Tandis que nombre de talents s’envolent chaque année pour des entreprises étrangères, majoritairement américaines, attirés par des opportunités alléchantes et des écosystèmes matures, nos entreprises européennes continuent de préférer des technologies venues d’ailleurs. Cette double fuite — des talents et des capitaux — menace à long terme notre souveraineté technologique et économique.
La fuite des talents
L’Europe a su bâtir un système éducatif de premier plan et des pôles d’excellence dans des secteurs clés comme l’aéronautique, les biotechnologies ou encore les technologies vertes, qui illustrent la capacité du continent à fédérer des ressources et des expertises autour de secteurs stratégiques. Pourtant, nos ingénieurs, chercheurs et développeurs quittent régulièrement l’Europe pour rejoindre les géants de la tech américaine (les « Magnificent Seven »), mais pas seulement. Ce « brain drain» affaiblit nos capacités d’innovation et par voie de fait notre capacité à bâtir des champions européens maitrisant les technologies de rupture et capables de rivaliser sur la scène mondiale. À cela s’ajoute un problème d’attractivité des entreprises technologiques européennes. Beaucoup peinent à proposer des environnements de travail compétitifs en termes de rémunération (fiscalité peu incitative sur les stock-options, etc.), souffrent d’un cadre réglementaire rigide et évoluent sur un marché du capital bien plus frileux que celui des États-Unis. La conséquence : nos meilleurs talents travaillent à l’enrichissement de structures étrangères, au détriment de l’écosystème européen.

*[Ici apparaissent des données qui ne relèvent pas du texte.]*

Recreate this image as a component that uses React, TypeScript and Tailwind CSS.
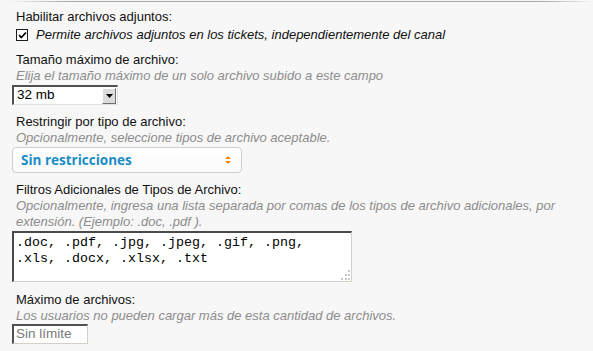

La dépendance aux technologies étrangères
Parallèlement à cette fuite des « cerveaux », nos entreprises, grandes ou petites, ont tendance à privilégier des technologies développées hors de nos frontières. Les géants américains du cloud, des logiciels d’entreprise ou encore de l’intelligence artificielle dominent largement le marché européen, à de rares exceptions. Cette situation entraîne une fuite des capitaux vers l’étranger sous forme de paiements pour l’utilisation de ces solutions technologiques. Cette dépendance n’est pas sans conséquences : elle limite notre capacité à développer des alternatives locales, fragilise nos acquis stratégiques et contribue à enrichir encore davantage des acteurs déjà hégémoniques.
Les solutions : une conscientisation et une mobilisation collective Face à cette double fuite, des solutions existent, mais elles exigent une mobilisation collective de la part des décideurs politiques, des responsables d’entreprise et des investisseurs.
Investir dans les talents
Les entreprises européennes doivent pouvoir être en mesure d’offrir des parcours attractifs. Cela passe par une volonté politique de mettre en place un cadre fiscal permettant d’améliorer les conditions salariales (diminution de la pression fiscale, flexibilité dans l’organisation du travail, etc.), mais également par une valorisation du potentiel d’impact des projets européens. Nul n’imagine un avenir sans technologie. Les autorités ont le devoir d’agir pour que les conditions permettant aux entreprises européennes d’offrir un projet attractif à tous nos talents soient remplies.
Privilégier les technologies européennes
Les entreprises doivent adopter une stratégie volontariste pour intégrer des solutions technologiques européennes. Cela suppose de dépasser une approche purement court-termiste et de considérer les bénéfices stratégiques à long terme de la souveraineté technologique. Des initiatives comme celle de Framasoft ou European-Alternatives qui visent à proposer des alternatives aux logiciels des GAFAM doivent être soutenues et amplifiées. Nos pépites technologiques, encore trop méconnues, méritent une attention accrue. Les managers ne doivent pas céder à la facilité en privilégiant systématiquement les géants américains. Sensibiliser à l’importance de la souveraineté technologique Entreprises et citoyens doivent être sensibilisés à l’impact de leurs choix sur l’économie européenne. Chaque abonnement à un service cloud étranger ou chaque contrat signé avec une entreprise étrangère contribue à affaiblir l’écosystème local et renforcer l’hégémonie des GAFAM. Les médias ont, à ce titre, un rôle essentiel à jouer. L’Europe bénéficie d’un écosystème médiatique unique. À chacun d’assumer sa responsabilité.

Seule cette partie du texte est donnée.